Tehran threat The single top-ranking answer was the Iranian threat – reflecting the results of other recent surveys that asked a similar question. But the mantra of the dangers posed by a nuclear Iran may be losing its scare power: A 2009 survey by the Center for Iran Studies at Tel Aviv University found that while 81% believed Iran would succeed in building a bomb, only 23% said they would consider leaving as a result. This number dropped to just 11% in a Haaretz poll in late 2011. A 2009 poll published by the Institute for National Security Studies showed that 79% did not believe Iran would attack Israel, while 80% did not think their lives Only 40% said they most feared destruction by an outside enemy would change if Iran has the bomb. In polls conducted since 2004, increasing numbers believe Israel is able to cope with a nuclear attack, reaching 67% in 2009.
Even more striking, the percentage of Israelis supporting a pre-emptive attack on Iran has fallen sharply – from 59% in the 2009 INSS survey to 41% in the Haaretz poll last year (though the two polls cannot be directly compared because they used different methodology).

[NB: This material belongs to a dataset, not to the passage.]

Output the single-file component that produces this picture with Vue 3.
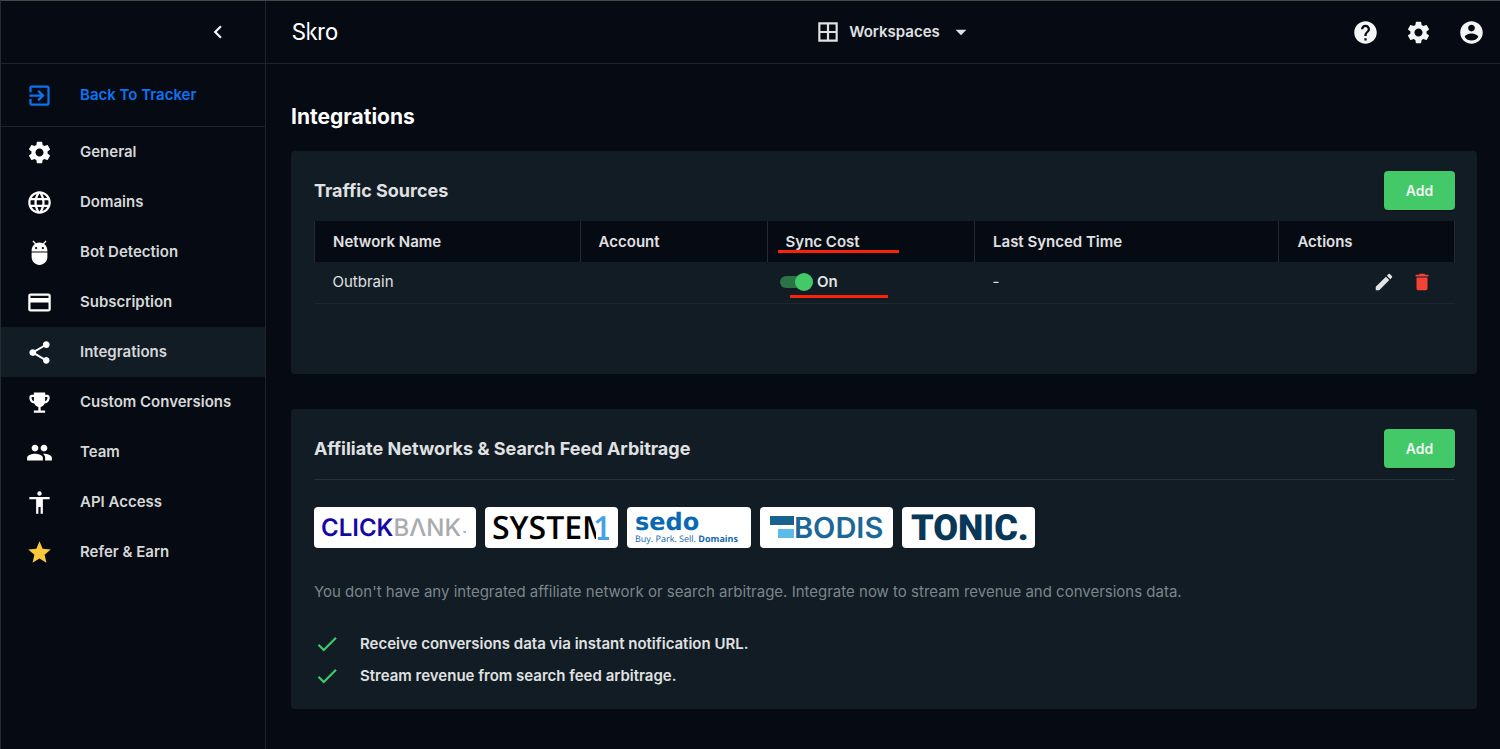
<script setup>
import { ref } from 'vue'

const icons = {
  exit: 'M10.09 15.59L11.5 17l5-5-5-5-1.41 1.41L12.67 11H3v2h9.67l-2.58 2.59zM19 3H5c-1.11 0-2 .9-2 2v4h2V5h14v14H5v-4H3v4c0 1.1.89 2 2 2h14c1.1 0 2-.9 2-2V5c0-1.1-.9-2-2-2z',
  gear: 'M19.14 12.94c.04-.3.06-.61.06-.94 0-.32-.02-.64-.07-.94l2.03-1.58c.18-.14.23-.41.12-.61l-1.92-3.32c-.12-.22-.37-.29-.59-.22l-2.39.96c-.5-.38-1.03-.7-1.62-.94l-.36-2.54c-.04-.24-.24-.41-.48-.41h-3.84c-.24 0-.43.17-.47.41l-.36 2.54c-.59.24-1.13.57-1.62.94l-2.39-.96c-.22-.08-.47 0-.59.22L2.74 8.87c-.12.21-.08.47.12.61l2.03 1.58c-.05.3-.09.63-.09.94s.02.64.07.94l-2.03 1.58c-.18.14-.23.41-.12.61l1.92 3.32c.12.22.37.29.59.22l2.39-.96c.5.38 1.03.7 1.62.94l.36 2.54c.05.24.24.41.48.41h3.84c.24 0 .44-.17.47-.41l.36-2.54c.59-.24 1.13-.56 1.62-.94l2.39.96c.22.08.47 0 .59-.22l1.92-3.32c.12-.22.07-.47-.12-.61l-2.01-1.58zM12 15.6c-1.98 0-3.6-1.62-3.6-3.6s1.62-3.6 3.6-3.6 3.6 1.62 3.6 3.6-1.62 3.6-3.6 3.6z',
  globe: 'M11.99 2C6.47 2 2 6.48 2 12s4.47 10 9.99 10C17.52 22 22 17.52 22 12S17.52 2 11.99 2zm6.93 6h-2.95c-.32-1.25-.78-2.45-1.38-3.56 1.84.63 3.37 1.91 4.33 3.56zM12 4.04c.83 1.2 1.48 2.53 1.91 3.96h-3.82c.43-1.43 1.08-2.76 1.91-3.96zM4.26 14C4.1 13.36 4 12.69 4 12s.1-1.36.26-2h3.38c-.08.66-.14 1.32-.14 2 0 .68.06 1.34.14 2H4.26zm.82 2h2.95c.32 1.25.78 2.45 1.38 3.56-1.84-.63-3.37-1.9-4.33-3.56zm2.95-8H5.08c.96-1.66 2.49-2.93 4.33-3.56C8.81 5.55 8.35 6.75 8.03 8zM12 19.96c-.83-1.2-1.48-2.53-1.91-3.96h3.82c-.43 1.43-1.08 2.76-1.91 3.96zM14.34 14H9.66c-.09-.66-.16-1.32-.16-2 0-.68.07-1.35.16-2h4.68c.09.65.16 1.32.16 2 0 .68-.07 1.34-.16 2zm.25 5.56c.6-1.11 1.06-2.31 1.38-3.56h2.95c-.96 1.65-2.49 2.93-4.33 3.56zM16.36 14c.08-.66.14-1.32.14-2 0-.68-.06-1.34-.14-2h3.38c.16.64.26 1.31.26 2s-.1 1.36-.26 2h-3.38z',
  bot: 'M5 16c0 3.87 3.13 7 7 7s7-3.13 7-7v-4H5v4zM16.12 4.37l2.1-2.1-.82-.83-2.3 2.31C14.16 3.28 13.12 3 12 3s-2.16.28-3.09.75L6.6 1.44l-.82.83 2.1 2.1C6.14 5.64 5 7.68 5 10v1h14v-1c0-2.32-1.14-4.36-2.88-5.63zM9 9c-.55 0-1-.45-1-1s.45-1 1-1 1 .45 1 1-.45 1-1 1zm6 0c-.55 0-1-.45-1-1s.45-1 1-1 1 .45 1 1-.45 1-1 1z',
  card: 'M20 4H4c-1.11 0-1.99.89-1.99 2L2 18c0 1.11.89 2 2 2h16c1.11 0 2-.89 2-2V6c0-1.11-.89-2-2-2zm0 14H4v-6h16v6zm0-10H4V6h16v2z',
  share: 'M18 16.08c-.76 0-1.44.3-1.96.77L8.91 12.7c.05-.23.09-.46.09-.7s-.04-.47-.09-.7l7.05-4.11c.54.5 1.25.81 2.04.81 1.66 0 3-1.34 3-3s-1.34-3-3-3-3 1.34-3 3c0 .24.04.47.09.7L8.04 9.81C7.5 9.31 6.79 9 6 9c-1.66 0-3 1.34-3 3s1.34 3 3 3c.79 0 1.5-.31 2.04-.81l7.12 4.16c-.05.21-.08.43-.08.65 0 1.61 1.31 2.92 2.92 2.92s2.92-1.31 2.92-2.92-1.31-2.92-2.92-2.92z',
  trophy: 'M19 5h-2V3H7v2H5c-1.1 0-2 .9-2 2v1c0 2.55 1.92 4.63 4.39 4.94.63 1.5 1.98 2.63 3.61 2.96V19H7v2h10v-2h-4v-3.1c1.63-.33 2.98-1.46 3.61-2.96C19.08 12.63 21 10.55 21 8V7c0-1.1-.9-2-2-2zM5 8V7h2v3.82C5.84 10.4 5 9.3 5 8zm14 0c0 1.3-.84 2.4-2 2.82V7h2v1z',
  team: 'M16 11c1.66 0 2.99-1.34 2.99-3S17.66 5 16 5c-1.66 0-3 1.34-3 3s1.34 3 3 3zm-8 0c1.66 0 2.99-1.34 2.99-3S9.66 5 8 5C6.34 5 5 6.34 5 8s1.34 3 3 3zm0 2c-2.33 0-7 1.17-7 3.5V19h14v-2.5c0-2.33-4.67-3.5-7-3.5zm8 0c-.29 0-.62.02-.97.05 1.16.84 1.97 1.97 1.97 3.45V19h6v-2.5c0-2.33-4.67-3.5-7-3.5z',
  person: 'M12 2c1.1 0 2 .9 2 2s-.9 2-2 2-2-.9-2-2 .9-2 2-2zm9 7h-6v13h-2v-6h-2v6H9V9H3V7h18v2z',
  star: 'M12 17.27L18.18 21l-1.64-7.03L22 9.24l-7.19-.61L12 2 9.19 8.63 2 9.24l5.46 4.73L5.82 21z',
  chevron: 'M15.41 7.41L14 6l-6 6 6 6 1.41-1.41L10.83 12z',
  grid: 'M3 3v18h18V3H3zm8 16H5v-6h6v6zm0-8H5V5h6v6zm8 8h-6v-6h6v6zm0-8h-6V5h6v6z',
  caret: 'M7 10l5 5 5-5z',
  help: 'M12 2C6.48 2 2 6.48 2 12s4.48 10 10 10 10-4.48 10-10S17.52 2 12 2zm1 17h-2v-2h2v2zm2.07-7.75l-.9.92C13.45 12.9 13 13.5 13 15h-2v-.5c0-1.1.45-2.1 1.17-2.83l1.24-1.26c.37-.36.59-.86.59-1.41 0-1.1-.9-2-2-2s-2 .9-2 2H8c0-2.21 1.79-4 4-4s4 1.79 4 4c0 .88-.36 1.68-.93 2.25z',
  account: 'M12 2C6.48 2 2 6.48 2 12s4.48 10 10 10 10-4.48 10-10S17.52 2 12 2zm0 3c1.66 0 3 1.34 3 3s-1.34 3-3 3-3-1.34-3-3 1.34-3 3-3zm0 14.2c-2.5 0-4.71-1.28-6-3.22.03-1.99 4-3.08 6-3.08 1.99 0 5.97 1.09 6 3.08-1.29 1.94-3.5 3.22-6 3.22z',
  edit: 'M3 17.25V21h3.75L17.81 9.94l-3.75-3.75L3 17.25zM20.71 7.04c.39-.39.39-1.02 0-1.41l-2.34-2.34c-.39-.39-1.02-.39-1.41 0l-1.83 1.83 3.75 3.75 1.83-1.83z',
  trash: 'M6 19c0 1.1.9 2 2 2h8c1.1 0 2-.9 2-2V7H6v12zM19 4h-3.5l-1-1h-5l-1 1H5v2h14V4z',
  check: 'M9 16.17L4.83 12l-1.42 1.41L9 19 21 7l-1.41-1.41z',
}

const menu = [
  { label: 'General', icon: 'gear' },
  { label: 'Domains', icon: 'globe' },
  { label: 'Bot Detection', icon: 'bot' },
  { label: 'Subscription', icon: 'card' },
  { label: 'Integrations', icon: 'share', active: true },
  { label: 'Custom Conversions', icon: 'trophy' },
  { label: 'Team', icon: 'team' },
  { label: 'API Access', icon: 'person' },
  { label: 'Refer & Earn', icon: 'star', gold: true },
]

const tools = [
  { label: 'Help', icon: 'help' },
  { label: 'Settings', icon: 'gear' },
  { label: 'Profile', icon: 'account' },
]

const benefits = [
  'Receive conversions data via instant notification URL.',
  'Stream revenue from search feed arbitrage.',
]

const syncCost = ref(true)
</script>

<template>
  <div class="app">
    <aside class="sidebar">
      <div class="collapse-row">
        <button type="button" class="icon-button" aria-label="Collapse menu">
          <svg class="icon medium" viewBox="0 0 24 24"><path :d="icons.chevron" /></svg>
        </button>
      </div>
      <a class="nav-link back" href="#tracker">
        <svg class="icon large" viewBox="0 0 24 24"><path :d="icons.exit" /></svg>
        <span>Back To Tracker</span>
      </a>
      <nav>
        <a
          v-for="item in menu"
          :key="item.label"
          class="nav-link"
          :class="{ active: item.active, gold: item.gold }"
          href="#settings"
        >
          <svg class="icon large" viewBox="0 0 24 24"><path :d="icons[item.icon]" /></svg>
          <span>{{ item.label }}</span>
        </a>
      </nav>
    </aside>

    <div class="page">
      <header class="topbar">
        <svg class="brand" viewBox="0 0 56 32" role="img" aria-label="Skro">
          <text x="0" y="24">Skro</text>
          <path class="brand-gap" d="M18 6V25" />
        </svg>
        <button type="button" class="workspaces">
          <svg class="icon medium" viewBox="0 0 24 24"><path :d="icons.grid" /></svg>
          <span>Workspaces</span>
          <svg class="icon medium" viewBox="0 0 24 24"><path :d="icons.caret" /></svg>
        </button>
        <div class="tools">
          <button v-for="tool in tools" :key="tool.label" type="button" class="icon-button" :aria-label="tool.label">
            <svg class="icon large" viewBox="0 0 24 24"><path :d="icons[tool.icon]" /></svg>
          </button>
        </div>
      </header>

      <main>
        <h1>Integrations</h1>

        <section class="card sources">
          <div class="card-head">
            <h2>Traffic Sources</h2>
            <button type="button" class="add">Add</button>
          </div>
          <table>
            <thead>
              <tr>
                <th class="col-name">Network Name</th>
                <th class="col-account">Account</th>
                <th class="col-sync"><span class="marked mark-head">Sync Cost</span></th>
                <th class="col-time">Last Synced Time</th>
                <th>Actions</th>
              </tr>
            </thead>
            <tbody>
              <tr>
                <td>Outbrain</td>
                <td></td>
                <td class="sync-cell">
                  <label class="switch marked mark-row">
                    <input v-model="syncCost" type="checkbox" />
                    <span>On</span>
                  </label>
                </td>
                <td>-</td>
                <td class="actions-cell">
                  <div class="actions">
                    <button type="button" class="icon-button" aria-label="Edit">
                      <svg class="icon small" viewBox="0 0 24 24"><path :d="icons.edit" /></svg>
                    </button>
                    <button type="button" class="icon-button danger" aria-label="Delete">
                      <svg class="icon small" viewBox="0 0 24 24"><path :d="icons.trash" /></svg>
                    </button>
                  </div>
                </td>
              </tr>
            </tbody>
          </table>
        </section>

        <section class="card networks">
          <div class="card-head">
            <h2>Affiliate Networks &amp; Search Feed Arbitrage</h2>
            <button type="button" class="add">Add</button>
          </div>
          <div class="logos">
            <svg class="logo wide" viewBox="0 0 162 41" role="img" aria-label="ClickBank">
              <text x="7" y="29" class="clickbank"><tspan class="click">CLICK</tspan><tspan class="bank">BΛNK</tspan></text>
              <text x="149" y="28" class="tm">™</text>
            </svg>
            <svg class="logo" viewBox="0 0 133 41" role="img" aria-label="System1">
              <clipPath id="system-cut"><path d="M0 0H111V41H0z" /></clipPath>
              <text x="7" y="32" class="system" clip-path="url(#system-cut)">SYSTEM</text>
              <text x="108" y="32" class="one">1</text>
              <path fill="#45a3df" d="M113 30H124V33H113z" />
            </svg>
            <svg class="logo slim" viewBox="0 0 124 41" role="img" aria-label="Sedo">
              <text x="8" y="23" class="sedo">sedo</text>
              <text x="8" y="35" class="sedo-tag">Buy. Park. Sell. <tspan class="strong">Domains</tspan></text>
            </svg>
            <svg class="logo" viewBox="0 0 133 41" role="img" aria-label="Bodis">
              <path fill="#17628f" d="M10 9H34V18H10z" />
              <path fill="#5bbbea" d="M18 22H34V31H18z" />
              <text x="34" y="31" class="bodis">BODIS</text>
            </svg>
            <svg class="logo" viewBox="0 0 133 41" role="img" aria-label="Tonic">
              <text x="9" y="33" class="tonic">TONIC.</text>
            </svg>
          </div>
          <p>You don't have any integrated affiliate network or search arbitrage. Integrate now to stream revenue and conversions data.</p>
          <ul>
            <li v-for="line in benefits" :key="line">
              <svg class="icon medium" viewBox="0 0 24 24"><path :d="icons.check" /></svg>
              <span>{{ line }}</span>
            </li>
          </ul>
        </section>
      </main>
    </div>
  </div>
</template>

<style>
body {
  background: #060a12;
}
</style>

<style scoped>
.app {
  display: flex;
  box-sizing: border-box;
  min-height: 100vh;
  border-top: 1px solid #434846;
  border-left: 1px solid #272b2f;
  color: #e0e1e2;
  font-family: Inter, Roboto, "Liberation Sans", sans-serif;
  font-size: 15px;
  line-height: 20px;
}
button {
  font: inherit;
  color: inherit;
  background: none;
  border: 0;
  padding: 0;
  cursor: pointer;
}
.icon {
  display: block;
  flex: none;
  fill: currentColor;
}
.small { width: 22px; height: 22px; }
.medium { width: 26px; height: 26px; }
.large { width: 27px; height: 27px; }
.icon-button {
  color: #f4f5f5;
}

.sidebar {
  flex: none;
  width: 264px;
  border-right: 1px solid #1f242b;
}
.collapse-row {
  display: flex;
  align-items: center;
  justify-content: flex-end;
  height: 62px;
  padding-right: 34px;
  border-bottom: 1px solid #1f242b;
}
.nav-link {
  display: flex;
  align-items: center;
  gap: 27px;
  height: 50px;
  padding-left: 25px;
  color: #d6d8d8;
  font-weight: 600;
  text-decoration: none;
}
.nav-link .icon {
  color: #fff;
}
.nav-link.back,
.nav-link.back .icon {
  color: #0b74f3;
}
.nav-link.back {
  height: 62px;
  border-bottom: 1px solid #1f242b;
}
.nav-link.active {
  background: #111c25;
}
.nav-link.gold .icon {
  color: #fbc83c;
}

.page {
  flex: 1;
  min-width: 0;
}
.topbar {
  display: grid;
  grid-template-columns: 1fr auto 1fr;
  align-items: center;
  height: 62px;
  padding: 0 15px 0 26px;
  border-bottom: 1px solid #1f242b;
}
.brand {
  width: 56px;
  height: 32px;
  fill: #fff;
  font-family: Roboto, sans-serif;
  font-size: 23px;
}
.brand-gap {
  stroke: #060a12;
  stroke-width: 1;
}
.workspaces {
  display: flex;
  align-items: center;
  gap: 8px;
  padding-left: 12px;
  font-weight: 600;
}
.tools {
  display: flex;
  justify-content: flex-end;
  gap: 26px;
}

main {
  padding: 41px 23px 40px 25px;
}
h1 {
  margin: 0;
  color: #fff;
  font-size: 21px;
  font-weight: 700;
  line-height: 24px;
}
h2 {
  margin: 0;
  font-size: 18px;
  font-weight: 700;
}
.card {
  box-sizing: border-box;
  padding: 20px 22px 17px 23px;
  border-radius: 4px;
  background: #111c24;
}
.sources {
  min-height: 223px;
  margin-top: 22px;
}
.networks {
  min-height: 300px;
  margin-top: 35px;
}
.card-head {
  display: flex;
  align-items: center;
  justify-content: space-between;
}
.add {
  width: 71px;
  height: 39px;
  border-radius: 4px;
  background: #43c968;
  color: #f1f3f2;
  font-size: 14px;
  font-weight: 600;
  box-shadow: 0 1px 2px rgba(0, 0, 0, 0.5);
}

table {
  width: 100%;
  margin-top: 11px;
  border-collapse: collapse;
  table-layout: fixed;
}
th,
td {
  box-sizing: border-box;
  padding: 0 18px;
  text-align: left;
}
th {
  height: 41px;
  border-left: 1px solid #242a31;
  border-right: 1px solid #242a31;
  background: #060a12;
  font-weight: 600;
}
td {
  height: 41px;
  border-bottom: 1px solid #1c272f;
}
.col-name { width: 23.3%; }
.col-account { width: 16.4%; }
.col-sync { width: 18.2%; }
.col-time { width: 26.7%; }
.sync-cell {
  padding-left: 13px;
}
.actions-cell {
  padding-right: 22px;
}
.actions {
  display: flex;
  justify-content: flex-end;
  gap: 16px;
}
.actions .icon-button { color: #e3e4e5; }
.actions .danger { color: #f44336; }

.switch {
  display: flex;
  align-items: center;
  gap: 4px;
  font-weight: 600;
}
.switch input {
  appearance: none;
  display: flex;
  align-items: center;
  width: 33px;
  height: 12px;
  margin: 0;
  border-radius: 6px;
  background: #2b7446;
}
.switch input::before {
  content: "";
  width: 18px;
  height: 18px;
  border-radius: 50%;
  background: #43c968;
}
.switch input:checked {
  justify-content: flex-end;
}
.marked {
  position: relative;
}
.marked::after {
  content: "";
  position: absolute;
  height: 3px;
  background: #fa2208;
}
.mark-head::after {
  left: -8px;
  bottom: -2px;
  width: 121px;
}
.mark-row::after {
  left: 10px;
  bottom: -6px;
  width: 98px;
}

.logos {
  display: flex;
  flex-wrap: wrap;
  gap: 9px;
  margin-top: 11px;
  padding-top: 27px;
  border-top: 1px solid #26313a;
}
.logo {
  width: 133px;
  height: 41px;
  border-radius: 4px;
  background: #fff;
  text-rendering: geometricPrecision;
}
.logo.wide { width: 162px; }
.logo.slim { width: 124px; }
.clickbank { font: 600 24px Inter, sans-serif; }
.click { fill: #1608a4; }
.bank { fill: #a9abae; font-weight: 500; }
.tm { fill: #1608a4; font: 5px Inter, sans-serif; }
.system { font: 600 32px "Open Sans", sans-serif; fill: #000; }
.one { font: 600 32px "Open Sans", sans-serif; fill: #45a3df; }
.sedo { font: 700 24px "DejaVu Sans", sans-serif; fill: #0a69b4; }
.sedo-tag { font: 9px "Open Sans", sans-serif; fill: #1268ae; }
.strong { font-weight: 700; }
.bodis { font: 600 29px Inter, sans-serif; fill: #1b6797; }
.tonic { font: 900 36px Roboto, sans-serif; fill: #083757; }

p {
  margin: 34px 0 0;
  color: #7d858b;
}
ul {
  margin: 26px 0 0;
  padding: 0;
  list-style: none;
}
li {
  display: flex;
  align-items: center;
  gap: 20px;
  height: 32px;
  font-weight: 600;
}
li .icon { color: #43c968; }
</style>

The other external threat, “Palestinian terror, and war,” came in only fourth in our survey, with 16% placing it at the top of their worry list. Ironically, younger respondents chose this more than other people. Despite Israel’s national ethos of having more children than many other developed countries and vowing to secure their future, the country has apparently not succeeded in making them feel safe. Nearly half (49%) of 18-29-year-olds said they were most concerned about the Iranian threat or Palestinian terror. Twenty six percent of this younger group fear Palestinian terror, compared to just 14% of the oldest respondents. The contrast might be explained by the proximity of the youngsters to military service.
Education concern The second highest-ranked fear on the list is the level of education, with 18%, just six percentage points behind the Iranian threat. Education has regularly ranked highest in recent years when people were asked about the country’s most urgent problems. In a May 2011 survey, I found education topped a list of seven items with 26%, ahead of “final status accord with the Palestinians” (21%) and even “national security” (16%).
There is a certain irony that in the Jewish state, founded by the People of the Book, the deterioration of education is perceived as the second-greatest threat to its future existence.
Haredi-religious-secular tensions, with 17 percent, is actually tied for second place (inside the 4.5% margin of error) and probably reflects the angst over recent incidents pitting Haredim against both the religious and secular communities. But the problem has existed from the earliest days of statehood and never seems to improve.
In 1998, for example, a youth study for the Friedrich Ebert foundation found a plurality of respondent s thought the religious- secular cleavage was the most dangerous one for Israeli society. Our data confirms its stubborn persistence.We should note that a 2010 study found that youth are now more afraid of the Arab- Jewish schism than religious-secular divisions – another example of Israelis fearing themselves. This question was excluded from our current survey due to space restrictions.
Eleven percent of the Jewish sample feel that interpersonal relations is the most frightening aspect of Israeli life, reflecting growing concern over hostile daily interactions. Nearly twice as many older people as younger respondents said this issue was their top concern, and more than twice as many married people as singles. One wonders what’s going on in the most intimate of Israeli relations. Despite a wave of Knesset legislation and Supreme Court tussles that critics say is evidence of an anti-democratic current in Israeli politics, only seven percent chose the erosion of democracy as their greatest fear, ranked second-to-last. This too confirms the findings of my May 2011 survey, when Jewish citizens ranked democracy last in a list of the country’s most urgent problems with just 2%.Another seven percent feared extremists of the left or of the right. Since nearly all polls show more than twice or even three times as many right-wingers (between 45-50%) as leftists (15-20%) among the Jewish population of Israel, probably more of them fear the left.For a state that set out to conquer fear, Israel has generated a whole new source of fear for the Jewish people: ourselves.